§ **Aim of the task**
Write the data below out exactly as it stands. Do not include the pictures.
------
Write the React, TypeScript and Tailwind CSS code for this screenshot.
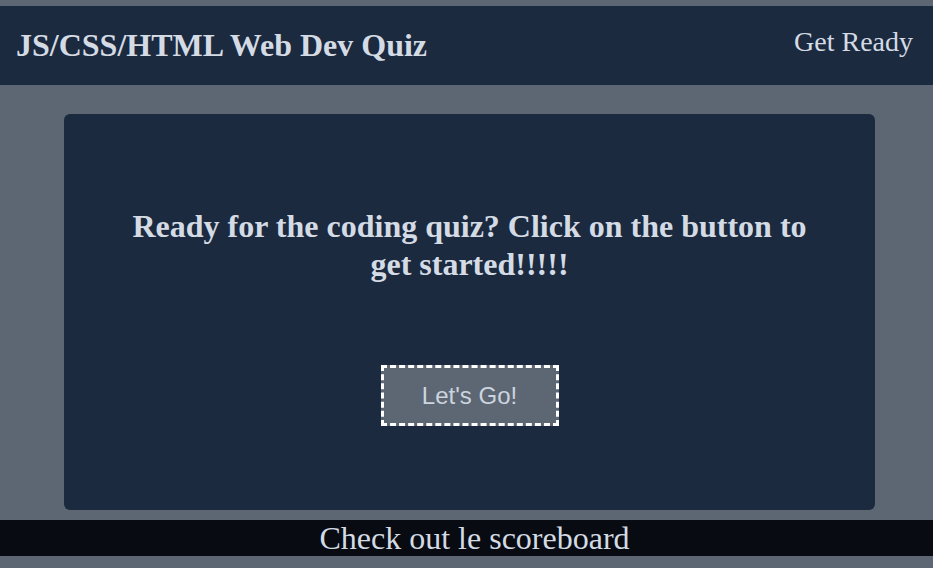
export default function App() {
  return (
    <div className="min-h-[568px] bg-[#5d6774] pt-[6px] font-['Liberation_Serif','Times_New_Roman',serif] text-[#d4dbe4]">
      <header className="flex h-[79px] items-center justify-between bg-[#1b2a3f] pl-[16px] pr-[20px]">
        <h1 className="text-[32px] font-bold leading-[37px]">JS/CSS/HTML Web Dev Quiz</h1>
        <p className="mb-[8px] text-[28px] leading-[32px]">Get Ready</p>
      </header>

      <main className="px-[64px] pt-[29px]">
        <section className="flex h-[396px] w-[811px] flex-col items-center rounded-[6px] bg-[#1b2a3f] pt-[93px]">
          <h2 className="max-w-[700px] text-center text-[32px] font-bold leading-[38px]">
            Ready for the coding quiz? Click on the button to get started!!!!!
          </h2>
          <button className="mt-[82px] flex h-[61px] w-[178px] items-center justify-center border-[3px] border-dashed border-white bg-[#5d6774] font-['Liberation_Sans',Arial,sans-serif] text-[24px] text-[#ccd4df]">
            Let's Go!
          </button>
        </section>
      </main>

      <footer className="mt-[10px] flex h-[36px] items-center justify-center bg-[#080c12] pl-[16px] text-[32px] leading-[36px]">
        Check out le scoreboard
      </footer>
    </div>
  );
}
------
§ **Reply**
Write the React, TypeScript and Tailwind CSS code for this screenshot.
export default function App() {
  return (
    <div className="min-h-[568px] bg-[#5d6774] pt-[6px] font-['Liberation_Serif','Times_New_Roman',serif] text-[#d4dbe4]">
      <header className="flex h-[79px] items-center justify-between bg-[#1b2a3f] pl-[16px] pr-[20px]">
        <h1 className="text-[32px] font-bold leading-[37px]">JS/CSS/HTML Web Dev Quiz</h1>
        <p className="mb-[8px] text-[28px] leading-[32px]">Get Ready</p>
      </header>

      <main className="px-[64px] pt-[29px]">
        <section className="flex h-[396px] w-[811px] flex-col items-center rounded-[6px] bg-[#1b2a3f] pt-[93px]">
          <h2 className="max-w-[700px] text-center text-[32px] font-bold leading-[38px]">
            Ready for the coding quiz? Click on the button to get started!!!!!
          </h2>
          <button className="mt-[82px] flex h-[61px] w-[178px] items-center justify-center border-[3px] border-dashed border-white bg-[#5d6774] font-['Liberation_Sans',Arial,sans-serif] text-[24px] text-[#ccd4df]">
            Let's Go!
          </button>
        </section>
      </main>

      <footer className="mt-[10px] flex h-[36px] items-center justify-center bg-[#080c12] pl-[16px] text-[32px] leading-[36px]">
        Check out le scoreboard
      </footer>
    </div>
  );
}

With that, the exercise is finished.